Tuesday, March 13, 2007

Can coffee be bad for your cell phone?

Definitely, if you drop your RAZR or PEBL into your frappaccino.

But, consider another situation.

You're at a conference with three hundred strangers, and you're anxiously checking your watch, waiting for the speaker to announce the morning break so you can call your office to check your messages.

Finally, the speaker says "It's 10:30. Let's take a coffee break and reconvene in fifteen minutes."

You follow the rush of people out into the hotel lobby, and you quickly whip out your phone, only to see a message flash across its cellular screen: Denial of Service.

It seems that you weren't the only one wanting to make a call. A number of other attendees were trying to do the same thing, resulting in hundreds of cellular phone calls trying to be placed from the same location, all at the same time. This spike in useage overloads the local wireless network, causing it to crash--hence the Denial of Service beacon you see flashing on your phone's display.

That's how, in the end, coffee can be bad for cell phones.

However, it is exactly this type of situation that prompted the need for smaller cellular base stations--picocells, as they're called--to serve busy areas of population clusters like hotel conference rooms. They are also used in airport concourses. Early airport installations began in 2000 in high-tech locales like Seattle, Austin and Dallas.

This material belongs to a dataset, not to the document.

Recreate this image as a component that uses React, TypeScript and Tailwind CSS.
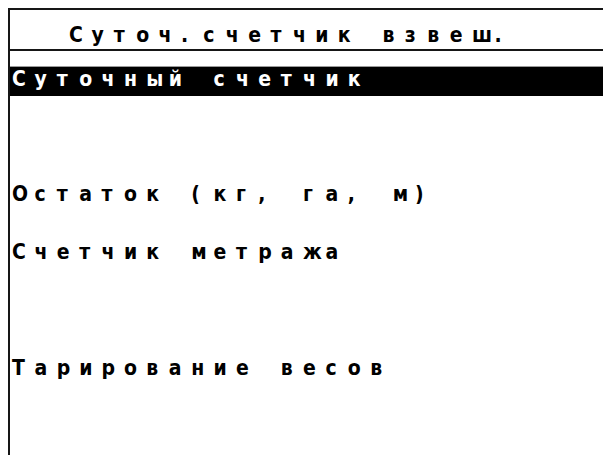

Today, about 100 North American airports have wireless coverage. Back during the dot-com boom, Nokia installed Wi-Fi (wireless Internet) service to airports from Ottawa to Vancouver and Denver without having a permanent operator in place to handle the actual service.

Cellular technology is converging to a point in the not-too-far-off future where our wireless calls will switch between the outside CDMA or GSM cellular network to an in-building VoIP (voice over the Internet Protocol, like Skype or Vonage) network seamlessly. In fact, there are phones on the market now with WiFi capability. T-Mobile's new phone called the Dash comes equipped with WiFi, enabling it to connect to any of T-Mobile's 7,836 hot spots around the country.

In the future, there will be more convergence, as more services are added to cell phones, eventually reaching a point (probably around 2025) when wireless connectivity will seem mundane. We will be able to wirelessly communicate, share, chat, and download pretty much whenever and wherever we want.

But in the meantime, the clock is ticking on your coffee break, and you've got business to attend to. You walk out to the street, and notice that you now have five bars, indicating a full-strength signal.

Put that coffee away. It's time to get busy.